> The request: Answer with a number only: how many lines of the data contain "that"?
* * * * * * *
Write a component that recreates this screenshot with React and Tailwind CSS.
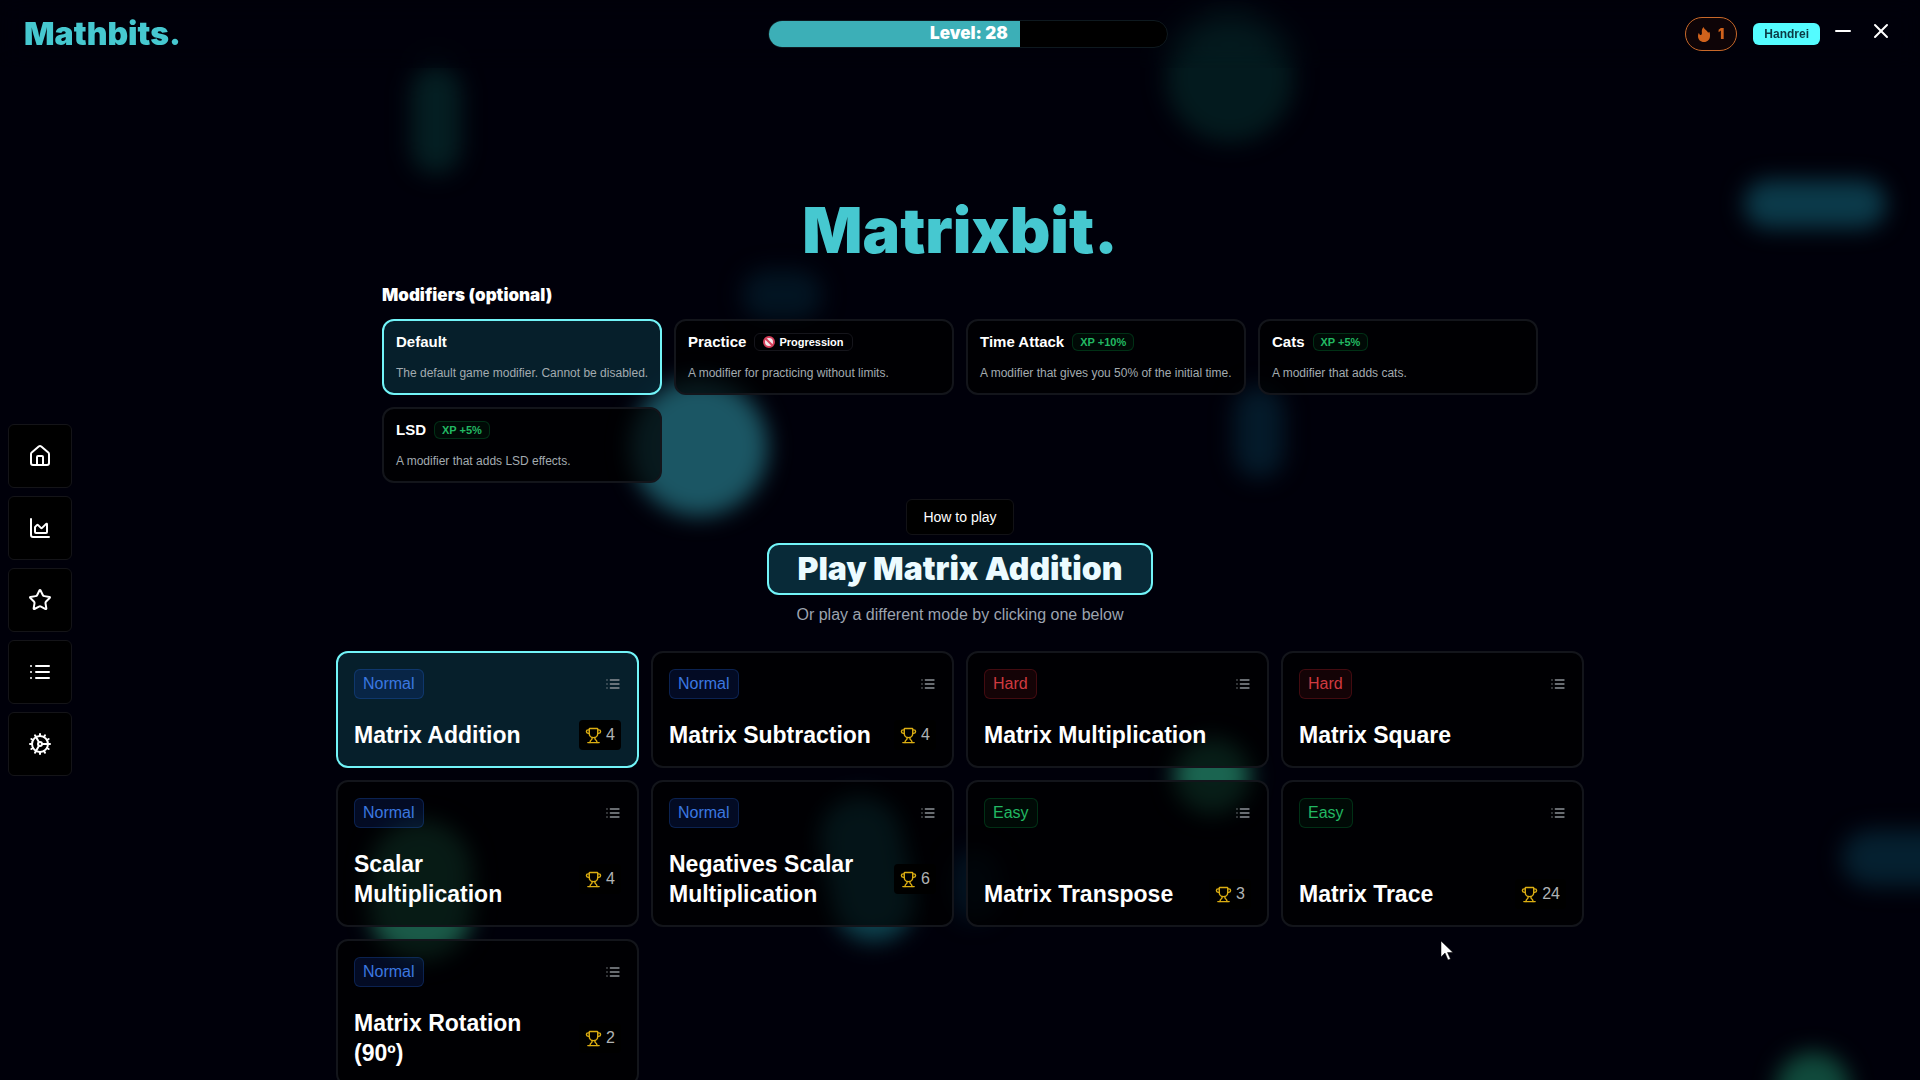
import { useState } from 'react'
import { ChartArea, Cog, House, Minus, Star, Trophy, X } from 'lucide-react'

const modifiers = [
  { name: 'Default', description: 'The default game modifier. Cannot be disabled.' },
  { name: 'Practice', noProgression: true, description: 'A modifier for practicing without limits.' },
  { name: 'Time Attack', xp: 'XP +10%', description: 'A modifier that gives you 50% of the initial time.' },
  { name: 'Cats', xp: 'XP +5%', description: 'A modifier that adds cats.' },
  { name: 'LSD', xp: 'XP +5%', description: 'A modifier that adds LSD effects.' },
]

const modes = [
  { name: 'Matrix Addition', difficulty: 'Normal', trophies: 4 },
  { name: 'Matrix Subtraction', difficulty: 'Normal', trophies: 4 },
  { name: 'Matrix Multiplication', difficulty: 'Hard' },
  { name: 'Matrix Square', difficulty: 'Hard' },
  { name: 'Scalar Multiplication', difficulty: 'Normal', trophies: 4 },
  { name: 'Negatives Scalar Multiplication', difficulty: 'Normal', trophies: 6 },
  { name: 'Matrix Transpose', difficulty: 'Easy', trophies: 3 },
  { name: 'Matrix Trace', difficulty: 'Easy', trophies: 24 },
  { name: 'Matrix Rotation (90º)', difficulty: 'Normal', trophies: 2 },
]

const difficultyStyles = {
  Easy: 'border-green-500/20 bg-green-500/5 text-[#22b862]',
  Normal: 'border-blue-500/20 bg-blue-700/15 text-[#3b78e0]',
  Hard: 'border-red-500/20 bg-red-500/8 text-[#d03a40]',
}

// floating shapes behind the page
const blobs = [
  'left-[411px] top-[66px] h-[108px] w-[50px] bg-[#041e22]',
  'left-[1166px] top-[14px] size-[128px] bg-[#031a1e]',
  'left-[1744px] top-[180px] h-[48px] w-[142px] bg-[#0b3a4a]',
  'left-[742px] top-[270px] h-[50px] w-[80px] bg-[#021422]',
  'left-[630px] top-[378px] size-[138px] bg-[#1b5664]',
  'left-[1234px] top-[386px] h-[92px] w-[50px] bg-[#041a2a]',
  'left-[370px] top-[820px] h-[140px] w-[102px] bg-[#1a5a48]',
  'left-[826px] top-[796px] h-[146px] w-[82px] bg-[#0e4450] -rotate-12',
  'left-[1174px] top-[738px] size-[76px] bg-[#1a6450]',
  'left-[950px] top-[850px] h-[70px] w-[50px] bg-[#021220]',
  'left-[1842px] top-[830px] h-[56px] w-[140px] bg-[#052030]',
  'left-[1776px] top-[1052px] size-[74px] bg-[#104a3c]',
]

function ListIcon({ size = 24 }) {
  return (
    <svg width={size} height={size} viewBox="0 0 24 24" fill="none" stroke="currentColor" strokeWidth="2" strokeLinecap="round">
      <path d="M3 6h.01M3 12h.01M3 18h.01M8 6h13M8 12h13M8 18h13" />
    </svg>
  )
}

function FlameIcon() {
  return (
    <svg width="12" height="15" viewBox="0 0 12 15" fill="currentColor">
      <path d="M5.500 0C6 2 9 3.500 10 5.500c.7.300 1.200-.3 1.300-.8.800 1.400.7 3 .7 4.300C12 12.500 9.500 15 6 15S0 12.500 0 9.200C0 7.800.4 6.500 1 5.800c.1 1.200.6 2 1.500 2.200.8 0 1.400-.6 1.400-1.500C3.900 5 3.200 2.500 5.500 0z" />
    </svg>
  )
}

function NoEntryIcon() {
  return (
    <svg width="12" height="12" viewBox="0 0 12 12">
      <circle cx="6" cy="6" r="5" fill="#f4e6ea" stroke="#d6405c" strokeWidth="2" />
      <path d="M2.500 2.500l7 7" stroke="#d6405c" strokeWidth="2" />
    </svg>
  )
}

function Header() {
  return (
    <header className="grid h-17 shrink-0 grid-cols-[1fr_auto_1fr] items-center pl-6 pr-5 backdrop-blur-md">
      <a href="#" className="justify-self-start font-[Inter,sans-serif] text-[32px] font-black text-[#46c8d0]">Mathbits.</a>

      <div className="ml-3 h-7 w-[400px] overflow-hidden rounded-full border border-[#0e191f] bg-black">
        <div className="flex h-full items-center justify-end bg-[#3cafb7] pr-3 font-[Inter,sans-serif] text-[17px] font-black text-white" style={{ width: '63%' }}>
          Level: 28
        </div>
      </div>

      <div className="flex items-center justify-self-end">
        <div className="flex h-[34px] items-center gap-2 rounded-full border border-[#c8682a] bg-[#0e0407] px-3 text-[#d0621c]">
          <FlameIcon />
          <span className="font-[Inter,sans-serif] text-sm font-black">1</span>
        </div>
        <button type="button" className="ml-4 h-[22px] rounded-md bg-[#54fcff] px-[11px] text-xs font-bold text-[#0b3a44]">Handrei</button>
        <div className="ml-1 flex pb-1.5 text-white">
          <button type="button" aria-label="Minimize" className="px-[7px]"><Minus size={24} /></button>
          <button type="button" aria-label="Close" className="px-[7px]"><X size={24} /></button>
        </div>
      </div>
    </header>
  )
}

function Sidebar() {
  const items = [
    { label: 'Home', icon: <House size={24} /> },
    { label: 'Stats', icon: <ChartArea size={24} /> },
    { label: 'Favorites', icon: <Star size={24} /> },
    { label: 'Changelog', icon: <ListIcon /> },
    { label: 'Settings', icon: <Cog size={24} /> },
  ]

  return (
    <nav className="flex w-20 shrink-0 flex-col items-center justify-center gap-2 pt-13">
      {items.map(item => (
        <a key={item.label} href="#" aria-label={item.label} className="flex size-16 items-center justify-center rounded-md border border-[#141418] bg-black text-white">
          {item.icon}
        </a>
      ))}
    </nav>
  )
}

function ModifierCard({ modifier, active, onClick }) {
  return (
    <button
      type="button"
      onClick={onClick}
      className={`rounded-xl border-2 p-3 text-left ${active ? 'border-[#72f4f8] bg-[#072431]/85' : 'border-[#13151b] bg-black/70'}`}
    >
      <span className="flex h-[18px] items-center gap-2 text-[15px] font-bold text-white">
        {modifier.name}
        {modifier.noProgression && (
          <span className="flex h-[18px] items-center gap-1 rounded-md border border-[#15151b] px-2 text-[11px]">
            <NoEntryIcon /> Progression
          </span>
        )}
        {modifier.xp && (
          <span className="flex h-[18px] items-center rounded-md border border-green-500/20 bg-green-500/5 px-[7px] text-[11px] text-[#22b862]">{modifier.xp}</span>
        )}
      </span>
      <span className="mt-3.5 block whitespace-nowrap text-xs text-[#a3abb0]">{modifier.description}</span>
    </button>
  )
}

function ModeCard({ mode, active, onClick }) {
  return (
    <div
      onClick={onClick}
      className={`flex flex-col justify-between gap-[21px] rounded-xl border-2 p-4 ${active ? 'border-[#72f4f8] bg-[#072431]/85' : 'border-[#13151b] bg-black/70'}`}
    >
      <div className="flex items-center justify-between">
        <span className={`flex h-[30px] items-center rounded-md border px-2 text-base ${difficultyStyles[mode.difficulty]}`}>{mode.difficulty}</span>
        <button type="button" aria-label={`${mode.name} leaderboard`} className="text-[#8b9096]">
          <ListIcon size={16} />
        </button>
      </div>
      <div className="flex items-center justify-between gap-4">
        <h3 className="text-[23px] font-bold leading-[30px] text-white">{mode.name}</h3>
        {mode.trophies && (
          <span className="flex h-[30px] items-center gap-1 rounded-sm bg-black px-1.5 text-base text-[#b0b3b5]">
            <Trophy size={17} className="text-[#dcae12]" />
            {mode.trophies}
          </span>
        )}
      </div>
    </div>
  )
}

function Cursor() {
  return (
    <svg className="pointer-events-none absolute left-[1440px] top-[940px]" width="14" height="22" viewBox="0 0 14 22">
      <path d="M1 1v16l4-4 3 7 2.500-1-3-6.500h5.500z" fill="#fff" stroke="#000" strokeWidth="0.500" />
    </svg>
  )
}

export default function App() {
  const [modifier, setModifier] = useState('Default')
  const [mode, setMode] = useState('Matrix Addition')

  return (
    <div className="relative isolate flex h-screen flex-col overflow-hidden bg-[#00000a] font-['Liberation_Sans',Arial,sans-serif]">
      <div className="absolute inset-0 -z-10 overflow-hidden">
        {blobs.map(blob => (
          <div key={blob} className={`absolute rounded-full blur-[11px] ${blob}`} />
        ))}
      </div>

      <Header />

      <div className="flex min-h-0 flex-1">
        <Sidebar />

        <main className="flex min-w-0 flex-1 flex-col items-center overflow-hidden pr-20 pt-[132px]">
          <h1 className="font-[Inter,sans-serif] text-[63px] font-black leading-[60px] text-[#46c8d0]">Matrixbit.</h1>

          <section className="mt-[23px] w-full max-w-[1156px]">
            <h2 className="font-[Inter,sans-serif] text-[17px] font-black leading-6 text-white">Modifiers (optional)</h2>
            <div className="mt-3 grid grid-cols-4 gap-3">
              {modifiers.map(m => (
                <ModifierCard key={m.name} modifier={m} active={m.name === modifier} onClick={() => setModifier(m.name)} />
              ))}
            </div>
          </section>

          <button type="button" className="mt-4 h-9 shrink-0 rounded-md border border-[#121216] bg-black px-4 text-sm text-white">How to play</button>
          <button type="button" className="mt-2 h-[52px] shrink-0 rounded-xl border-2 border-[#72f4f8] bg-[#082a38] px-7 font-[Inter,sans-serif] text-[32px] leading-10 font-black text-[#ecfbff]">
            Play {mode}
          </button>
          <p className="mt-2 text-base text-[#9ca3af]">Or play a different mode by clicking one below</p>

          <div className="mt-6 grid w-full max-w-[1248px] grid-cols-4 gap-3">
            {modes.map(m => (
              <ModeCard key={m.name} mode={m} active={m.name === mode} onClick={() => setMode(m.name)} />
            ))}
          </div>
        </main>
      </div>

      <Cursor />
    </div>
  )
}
* * * * * * *
> Final result: 4